Roman Emperors Flashcards
Contantine the Great
Contantine I,
Legalized Christianity and built Constantinople. He played an influential role in the proclamation of the Edict of Milan in 313, which declared religious tolerance for Christianity in the Roman empire. He called the First Council of Nicaea in 325, which produced the Nicene Creed. Built the Church of the Holy Sepulchre.
Julius Caesar
Celebrated Roman general and statesman, the conqueror of Gaul (58–50 BCE), victor in the civil war of 49–45 BCE, and dictator (46–44 BCE), who was launching a series of political and social reforms when he was assassinated by a group of nobles in the Senate House on the Ides of March.
Octavian
The first Roman emperor (ruled 27BC-AD14), was born Octavius before being adopted later by his great-uncle Julius Caesar.
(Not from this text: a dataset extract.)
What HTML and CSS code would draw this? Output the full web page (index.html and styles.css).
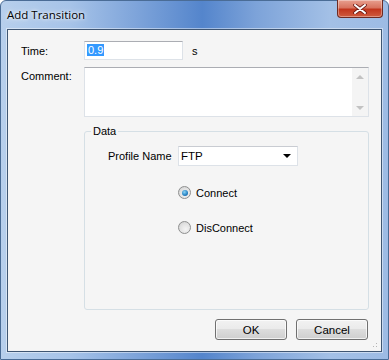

Ruling as Octavius Caesar in a Triumvirate with Mark Anthony and Lepidus after Caesar’s assassination in 44BC, he eventually became supremely powerful. He lived to the age of 76, and was probably the only early emperor to die peacefully.
Nero
He ruled 54-68AD. He was not only the great-nephew and stepson of Claudius but also his son-in-law (through marriage to Claudius’ daughter Octavia). Many blamed him for the great fire at Rome in AD64 (the legendary “fiddling while Rome burned”). Four years later he was overthrown by a revolt and committed suicide to avoid capture.
Caligula
He ruled 37-41AD. His name was actually a diminutive nickname (meaning “bootykins”) given to the next successive emperor by the Roman army because of his boyhood habit of wearing small soldier’s boots. His contemporaries called him by his real name of Gaius Caesar, and he was a great-nephew of Tiberius. After a promising first eight months, he then became a licentious madman until being murdered (along with his wife and daughter) by officers of the praetorian guard.
Romulus Augustulus
Last Emperor of Rome
Diocletian
General that came to power and decided to sever the empire into two smaller empire that soon fell apart.
Roman Empire split 293 AD
Tetrarchy: 2 Augusti (senior emperors) and 2 Caesars (the junior emperors)
Commodus
The natural son of Marcus Aurelius.
Ended 84 years of stability in the empire
Wanted peace with Germany
Tiberius
He ruled AD14-37, the son of Augustus’ wife Livia, was also married to Augustus’ daughter Julia, and was thus twice related to his predecessor. In AD26 he left Rome and never returned, taking up residence in Capri from AD27 until his death there ten years later - a death caused or accelerated by his successor.
Vespasian
Roman emperor (ad 69-79) who, though of humble birth, became the founder of the Flavian dynasty after the civil wars that followed Nero’s death in 68. His fiscal reforms and consolidation of the empire generated political stability and a vast Roman building program.
Titus
Roman emperor (79-81), and the conqueror of Jerusalem in 70. Success was won largely by lavish expenditure, some public bounty, like the assistance to Campania after Vesuvius erupted in 79 and the rebuilding of Rome after the fire in 80. He completed construction of the Flavian Amphitheatre, better known as the Colosseum, and opened it with ceremonies lasting more than 100 days.
Hadrian
Roman emperor (117-138 ce), the emperor Trajan’s cousin and successor, who was a cultivated admirer of Greek civilization and who unified and consolidated Rome’s vast empire.
Five good Emperors
The ancient Roman imperial succession of Nerva (reigned ad 96-98), Trajan (98-117), Hadrian (117-138), Antoninus Pius (138-161), and Marcus Aurelius (161-180), who presided over the most majestic days of the Roman Empire.